Request: Report, as a bare number, how many lines contain the string "components".

■ ■ ■ ■ ■ ■ ■

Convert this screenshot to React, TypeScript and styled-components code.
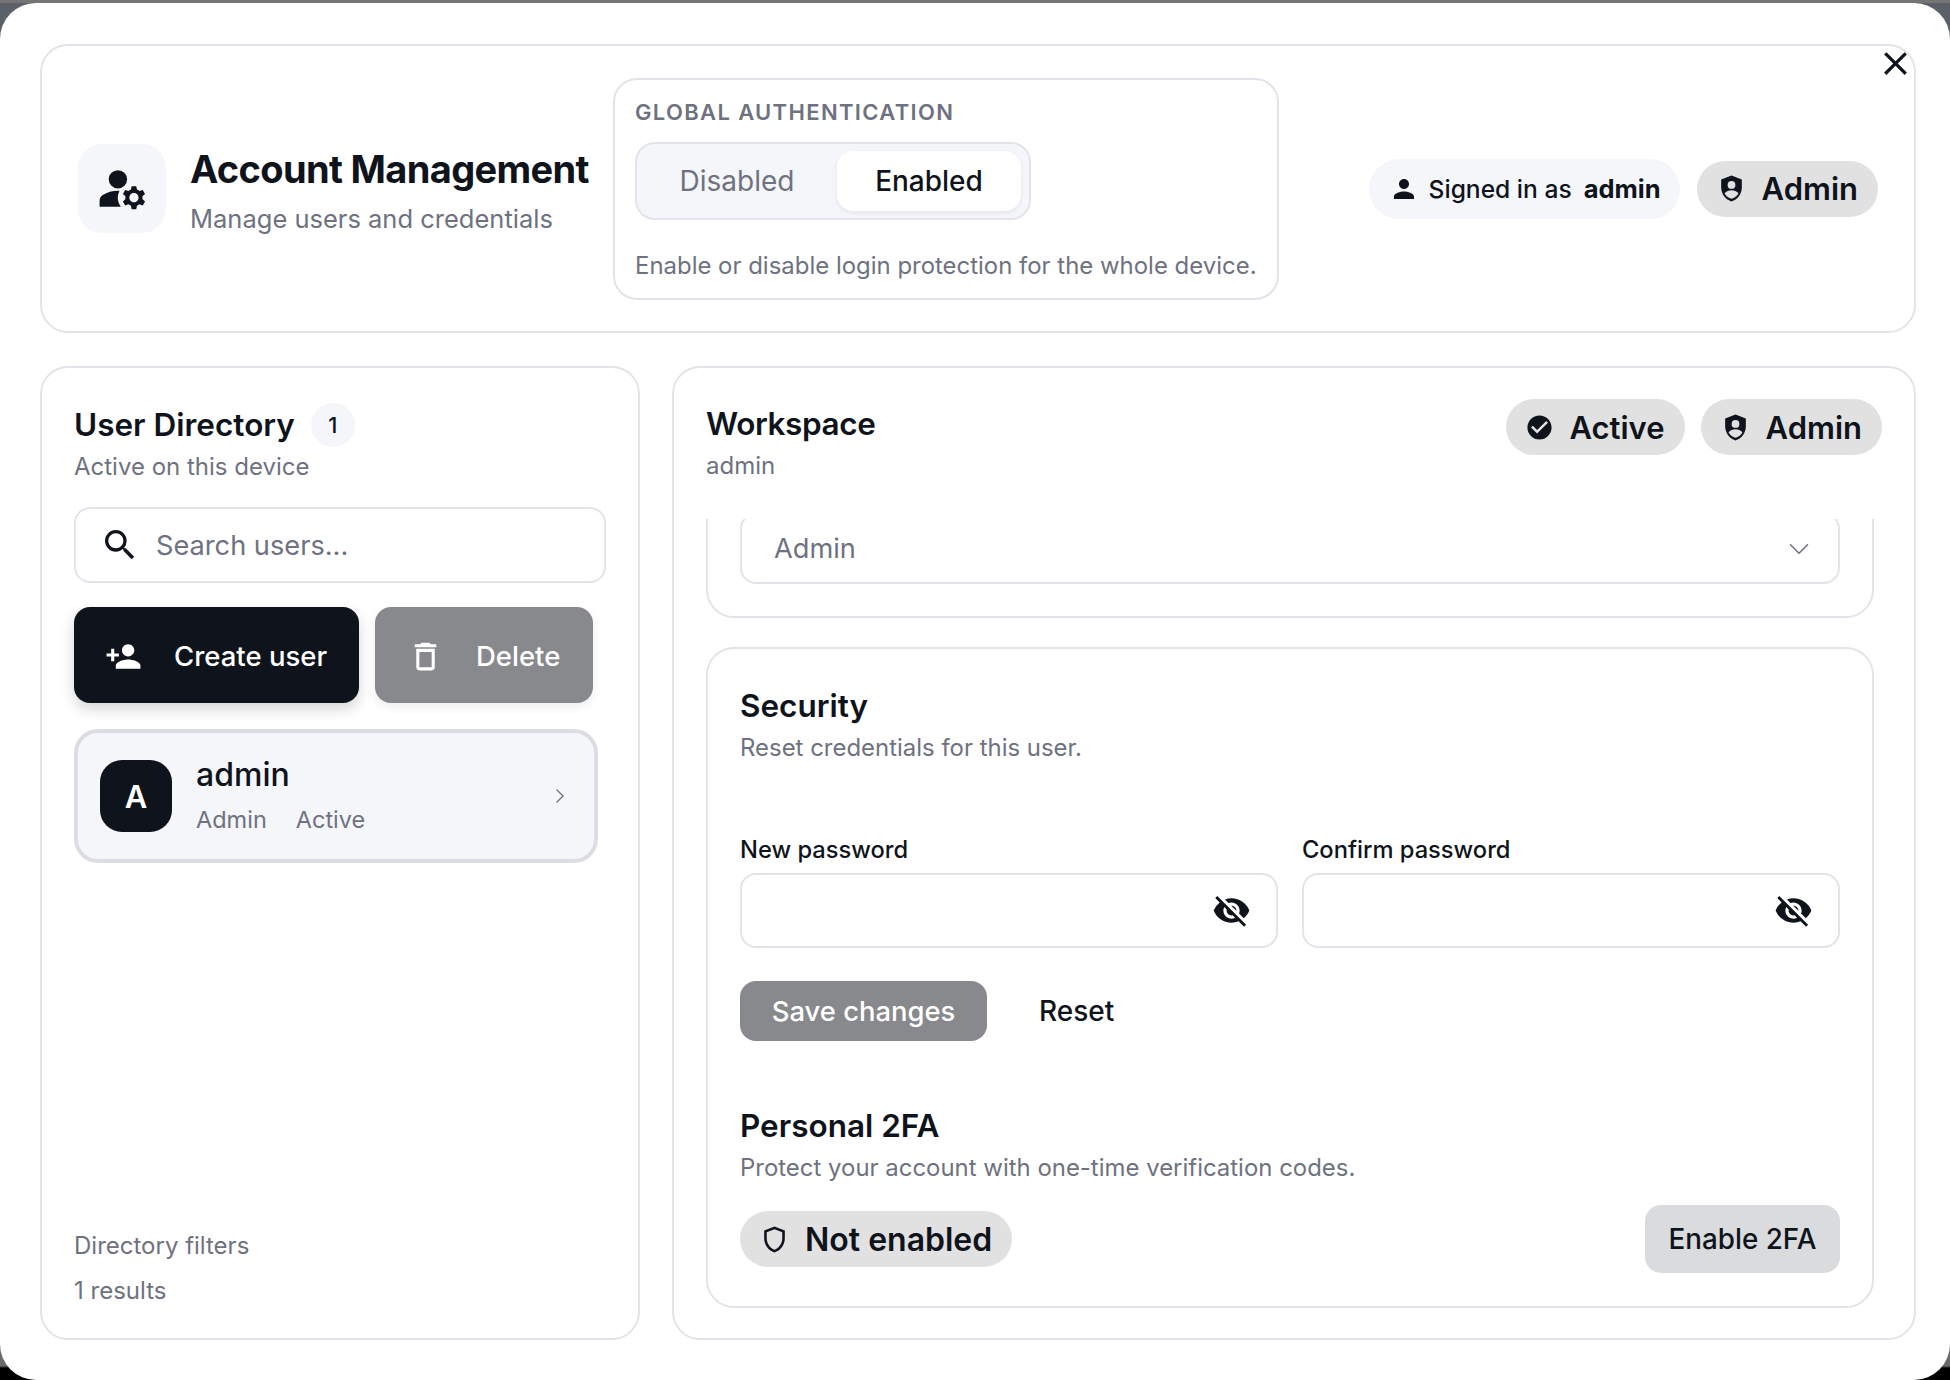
import React from "react";
import styled, { createGlobalStyle } from "styled-components";
import {
  MdManageAccounts,
  MdPerson,
  MdSearch,
  MdPersonAdd,
  MdOutlineDelete,
  MdCheckCircle,
  MdVisibilityOff,
  MdOutlineShield,
  MdClose,
} from "react-icons/md";
import { ChevronDown, ChevronRight } from "lucide-react";

const ink = "#0f141c";
const muted = "#6e7280";
const line = "#e3e4ea";
const soft = "#f5f6fa";
const chip = "#e1e1e2";

const GlobalStyle = createGlobalStyle`
  html, body {
    margin: 0;
    padding: 0;
    height: 1380px;
    overflow: hidden;
    background: linear-gradient(180deg, #757575 0, #757575 3px, #5c6068 3px, #6a6a6a 1366px, #000 1368px);
  }
  * {
    box-sizing: border-box;
  }
  body {
    font-family: Inter, "Liberation Sans", sans-serif;
    color: ${ink};
  }
`;

const Modal = styled.div`
  position: relative;
  margin-top: 3px;
  height: 1377px;
  padding: 41px 34px 40px 40px;
  background: #fff;
  border-radius: 36px;
  display: flex;
  flex-direction: column;
  gap: 33px;
`;

const CloseButton = styled.div`
  position: absolute;
  top: 41px;
  right: 35px;
  display: flex;
  color: ${ink};
`;

const Header = styled.header`
  height: 289px;
  flex: none;
  display: flex;
  align-items: center;
  padding: 0 36px;
  border: 2px solid ${line};
  border-radius: 28px;
`;

const IconTile = styled.div`
  width: 88px;
  height: 89px;
  flex: none;
  display: flex;
  align-items: center;
  justify-content: center;
  background: ${soft};
  border-radius: 24px;
`;

const TitleBlock = styled.div`
  width: 423px;
  flex: none;
  margin-left: 24px;
  padding-top: 4px;
`;

const PageTitle = styled.h1`
  margin: 0;
  font-size: 38px;
  line-height: 48px;
  font-weight: 700;
  letter-spacing: -0.65px;
  white-space: nowrap;
`;

const PageSub = styled.div`
  margin-top: 8px;
  font-size: 25.5px;
  line-height: 36px;
  color: ${muted};
  white-space: nowrap;
`;

const AuthCard = styled.section`
  width: 666px;
  height: 222px;
  flex: none;
  padding: 18px 20px;
  border: 2px solid ${line};
  border-radius: 24px;
`;

const AuthLabel = styled.div`
  font-size: 22px;
  line-height: 28px;
  font-weight: 600;
  letter-spacing: 1.35px;
  color: ${muted};
`;

const Toggle = styled.div`
  margin-top: 16px;
  width: 396px;
  height: 78px;
  display: flex;
  align-items: center;
  padding-right: 7px;
  background: ${soft};
  border: 2px solid ${line};
  border-radius: 20px;
`;

const ToggleOption = styled.div<{ $on?: boolean }>`
  height: 60px;
  width: ${(p) => (p.$on ? "184px" : "200px")};
  display: flex;
  align-items: center;
  justify-content: center;
  font-size: 28px;
  font-weight: ${(p) => (p.$on ? 500 : 400)};
  color: ${(p) => (p.$on ? ink : muted)};
  background: ${(p) => (p.$on ? "#fff" : "transparent")};
  border-radius: 16px;
  box-shadow: ${(p) => (p.$on ? "0 2px 4px rgba(15,20,28,0.08)" : "none")};
`;

const AuthHelp = styled.div`
  margin-top: 31px;
  font-size: 23.95px;
  line-height: 30px;
  color: ${muted};
  white-space: nowrap;
`;

const HeaderPills = styled.div`
  margin-left: auto;
  display: flex;
  align-items: center;
  gap: 17px;
`;

const SignedIn = styled.div`
  height: 60px;
  display: flex;
  align-items: center;
  padding: 0 19px 0 20px;
  background: ${soft};
  border-radius: 30px;
  font-size: 24.6px;
  font-weight: 500;
  white-space: nowrap;
`;

const SignedName = styled.strong`
  margin-left: 12px;
  font-size: 25.5px;
  font-weight: 700;
`;

const Pill = styled.div<{ $size?: number }>`
  height: 56px;
  display: flex;
  align-items: center;
  gap: 15px;
  padding: 0 20px 0 19px;
  background: ${chip};
  border-radius: 28px;
  font-size: ${(p) => p.$size ?? 31}px;
  font-weight: 600;
  white-space: nowrap;
`;

const Columns = styled.div`
  flex: 1;
  min-height: 0;
  display: flex;
  gap: 32px;
`;

const Panel = styled.section`
  border: 2px solid ${line};
  border-radius: 28px;
`;

const Directory = styled(Panel)`
  width: 600px;
  flex: none;
  display: flex;
  flex-direction: column;
  padding: 35px 32px 32px;
`;

const HeadingRow = styled.div`
  display: flex;
  align-items: center;
  gap: 16px;
  height: 44px;
`;

const PanelTitle = styled.h2`
  margin: 0;
  font-size: 31.5px;
  line-height: 40px;
  font-weight: 600;
`;

const WorkspaceTitle = styled(PanelTitle)`
  letter-spacing: -0.4px;
`;

const CountBadge = styled.span`
  width: 44px;
  height: 44px;
  display: flex;
  align-items: center;
  justify-content: center;
  background: ${soft};
  border-radius: 50%;
  font-size: 22px;
  font-weight: 500;
`;

const PanelSub = styled.div`
  margin-top: 5px;
  font-size: 24px;
  line-height: 30px;
  color: ${muted};
`;

const WorkspaceSub = styled(PanelSub)`
  margin-top: 7px;
`;

const SearchBox = styled.div`
  margin-top: 25px;
  height: 76px;
  width: 532px;
  display: flex;
  align-items: center;
  gap: 16px;
  padding: 0 24px;
  border: 2px solid ${line};
  border-radius: 16px;
  font-size: 27.2px;
  color: ${muted};
  background: #fff;
`;

const ActionRow = styled.div`
  margin-top: 24px;
  display: flex;
  gap: 16px;
`;

const ActionButton = styled.div<{ $width: number; $dim?: boolean }>`
  width: ${(p) => p.$width}px;
  height: 96px;
  display: flex;
  align-items: center;
  gap: 32px;
  padding: 2px 0 0 ${(p) => (p.$dim ? 32 : 31)}px;
  color: #fff;
  background: ${(p) => (p.$dim ? "#88898d" : ink)};
  border-radius: 16px;
  font-size: 27.5px;
  font-weight: 500;
  box-shadow: ${(p) => (p.$dim ? "0 4px 10px rgba(15,20,28,0.08)" : "0 6px 14px rgba(15,20,28,0.18)")};
`;

const UserRow = styled.div`
  margin-top: 26px;
  width: 524px;
  height: 134px;
  display: flex;
  align-items: center;
  padding: 0 22px;
  background: ${soft};
  border: 4px solid #dcdde3;
  border-radius: 24px;
`;

const Avatar = styled.div`
  width: 72px;
  height: 72px;
  flex: none;
  display: flex;
  align-items: center;
  justify-content: center;
  background: ${ink};
  color: #fff;
  border-radius: 22px;
  font-size: 31px;
  font-weight: 600;
`;

const UserText = styled.div`
  margin-left: 24px;
  flex: 1;
`;

const UserName = styled.div`
  margin-top: -3px;
  font-size: 32px;
  line-height: 40px;
  font-weight: 500;
`;

const UserMeta = styled.div`
  margin-top: 10px;
  display: flex;
  gap: 29px;
  font-size: 23.5px;
  line-height: 30px;
  color: ${muted};
`;

const Footer = styled.div`
  margin-top: auto;
  font-size: 24px;
  line-height: 30px;
  color: ${muted};
  display: flex;
  flex-direction: column;
  gap: 15px;
`;

const Workspace = styled(Panel)`
  flex: 1;
  display: flex;
  flex-direction: column;
  padding: 31px 32px 26px 32px;
  overflow: hidden;
`;

const WorkspaceHead = styled.div`
  height: 120px;
  flex: none;
  display: flex;
  justify-content: space-between;
`;

const Heading = styled.div`
  padding-top: 5px;
`;

const HeadPills = styled.div`
  display: flex;
  gap: 16px;
  align-items: flex-start;
`;

const ScrollArea = styled.div`
  flex: 1;
  min-height: 0;
  overflow: hidden;
  margin-right: 8px;
  display: flex;
  flex-direction: column;
  gap: 29px;
`;

const RoleCard = styled.div`
  margin-top: -60px;
  height: 159px;
  flex: none;
  padding: 52px 32px 0;
  border: 2px solid ${line};
  border-radius: 28px;
`;

const SelectBox = styled.div`
  height: 71px;
  display: flex;
  align-items: center;
  justify-content: space-between;
  padding: 0 22px 0 32px;
  border: 2px solid ${line};
  border-radius: 16px;
  font-size: 27.2px;
  color: ${muted};
`;

const SecurityCard = styled.div`
  flex: none;
  padding: 37px 32px 33px;
  border: 2px solid ${line};
  border-radius: 28px;
`;

const SectionTitle = styled.h3<{ $top?: number }>`
  margin: ${(p) => p.$top ?? 0}px 0 0;
  font-size: 31.5px;
  line-height: 40px;
  font-weight: 600;
`;

const SectionSub = styled.div<{ $top: number }>`
  margin-top: ${(p) => p.$top}px;
  font-size: 23.95px;
  line-height: 30px;
  color: ${muted};
`;

const FieldGrid = styled.div`
  margin-top: 73px;
  display: grid;
  grid-template-columns: 1fr 1fr;
  gap: 24px;
`;

const FieldLabel = styled.label`
  display: block;
  font-size: 23.7px;
  line-height: 28px;
  font-weight: 500;
`;

const PasswordBox = styled.div`
  margin-top: 9px;
  height: 75px;
  display: flex;
  align-items: center;
  justify-content: flex-end;
  padding-right: 25px;
  border: 2px solid ${line};
  border-radius: 16px;
`;

const FormActions = styled.div`
  margin-top: 33px;
  display: flex;
  align-items: center;
  gap: 52px;
`;

const SaveButton = styled.div`
  width: 247px;
  height: 60px;
  display: flex;
  align-items: center;
  justify-content: center;
  color: #fff;
  background: #88898d;
  border-radius: 16px;
  font-size: 27.4px;
  font-weight: 500;
`;

const ResetButton = styled.div`
  font-size: 28px;
  font-weight: 500;
`;

const TwoFactorRow = styled.div`
  margin-top: 22px;
  display: flex;
  align-items: center;
  justify-content: space-between;
`;

const EnableButton = styled.div`
  width: 195px;
  height: 68px;
  display: flex;
  align-items: center;
  justify-content: center;
  background: #dadbdd;
  border-radius: 16px;
  font-size: 27.8px;
  font-weight: 500;
`;

function ShieldPerson({ size, hole }: { size: number; hole: string }) {
  return (
    <svg width={size} height={size} viewBox="0 0 24 24" aria-hidden="true">
      <path fill={ink} d="M12 2 4 5v6.1c0 5 3.4 9.7 8 10.9 4.6-1.2 8-5.9 8-10.9V5l-8-3Z" />
      <circle cx="12" cy="9.200" r="3" fill={hole} />
      <path fill={hole} d="M6.600 15.600c1.300-1.500 3.300-2.300 5.400-2.300s4.100.8 5.400 2.300c-1.100 2.100-3 3.600-5.400 4.400-2.400-.8-4.300-2.300-5.400-4.400Z" />
    </svg>
  );
}

export default function App() {
  return (
    <>
      <GlobalStyle />
      <Modal>
        <CloseButton>
          <MdClose size={39} />
        </CloseButton>
        <Header>
          <IconTile>
            <MdManageAccounts size={55} color={ink} />
          </IconTile>
          <TitleBlock>
            <PageTitle>Account Management</PageTitle>
            <PageSub>Manage users and credentials</PageSub>
          </TitleBlock>
          <AuthCard>
            <AuthLabel>GLOBAL AUTHENTICATION</AuthLabel>
            <Toggle>
              <ToggleOption>Disabled</ToggleOption>
              <ToggleOption $on>Enabled</ToggleOption>
            </Toggle>
            <AuthHelp>Enable or disable login protection for the whole device.</AuthHelp>
          </AuthCard>
          <HeaderPills>
            <SignedIn>
              <MdPerson size={30} color={ink} style={{ marginRight: 10 }} />
              Signed in as
              <SignedName>admin</SignedName>
            </SignedIn>
            <Pill>
              <ShieldPerson size={31} hole={chip} />
              Admin
            </Pill>
          </HeaderPills>
        </Header>
        <Columns>
          <Directory>
            <HeadingRow>
              <PanelTitle>User Directory</PanelTitle>
              <CountBadge>1</CountBadge>
            </HeadingRow>
            <PanelSub>Active on this device</PanelSub>
            <SearchBox>
              <MdSearch size={40} color={ink} />
              Search users...
            </SearchBox>
            <ActionRow>
              <ActionButton $width={285}>
                <MdPersonAdd size={37} />
                Create user
              </ActionButton>
              <ActionButton $width={218} $dim>
                <MdOutlineDelete size={37} />
                Delete
              </ActionButton>
            </ActionRow>
            <UserRow>
              <Avatar>A</Avatar>
              <UserText>
                <UserName>admin</UserName>
                <UserMeta>
                  <span>Admin</span>
                  <span>Active</span>
                </UserMeta>
              </UserText>
              <ChevronRight size={24} color={muted} strokeWidth={1.4} />
            </UserRow>
            <Footer>
              <span>Directory filters</span>
              <span>1 results</span>
            </Footer>
          </Directory>
          <Workspace>
            <WorkspaceHead>
              <Heading>
                <WorkspaceTitle>Workspace</WorkspaceTitle>
                <WorkspaceSub>admin</WorkspaceSub>
              </Heading>
              <HeadPills>
                <Pill>
                  <MdCheckCircle size={29} color={ink} />
                  Active
                </Pill>
                <Pill>
                  <ShieldPerson size={31} hole={chip} />
                  Admin
                </Pill>
              </HeadPills>
            </WorkspaceHead>
            <ScrollArea>
              <RoleCard>
                <SelectBox>
                  Admin
                  <ChevronDown size={34} color={muted} strokeWidth={1.1} />
                </SelectBox>
              </RoleCard>
              <SecurityCard>
                <SectionTitle>Security</SectionTitle>
                <SectionSub $top={7}>Reset credentials for this user.</SectionSub>
                <FieldGrid>
                  <div>
                    <FieldLabel>New password</FieldLabel>
                    <PasswordBox>
                      <MdVisibilityOff size={39} color={ink} />
                    </PasswordBox>
                  </div>
                  <div>
                    <FieldLabel>Confirm password</FieldLabel>
                    <PasswordBox>
                      <MdVisibilityOff size={39} color={ink} />
                    </PasswordBox>
                  </div>
                </FieldGrid>
                <FormActions>
                  <SaveButton>Save changes</SaveButton>
                  <ResetButton>Reset</ResetButton>
                </FormActions>
                <SectionTitle $top={65}>Personal 2FA</SectionTitle>
                <SectionSub $top={7}>Protect your account with one-time verification codes.</SectionSub>
                <TwoFactorRow>
                  <Pill $size={32}>
                    <MdOutlineShield size={31} color={ink} />
                    Not enabled
                  </Pill>
                  <EnableButton>Enable 2FA</EnableButton>
                </TwoFactorRow>
              </SecurityCard>
            </ScrollArea>
          </Workspace>
        </Columns>
      </Modal>
    </>
  );
}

■ ■ ■ ■ ■ ■ ■

Solved exercise: 2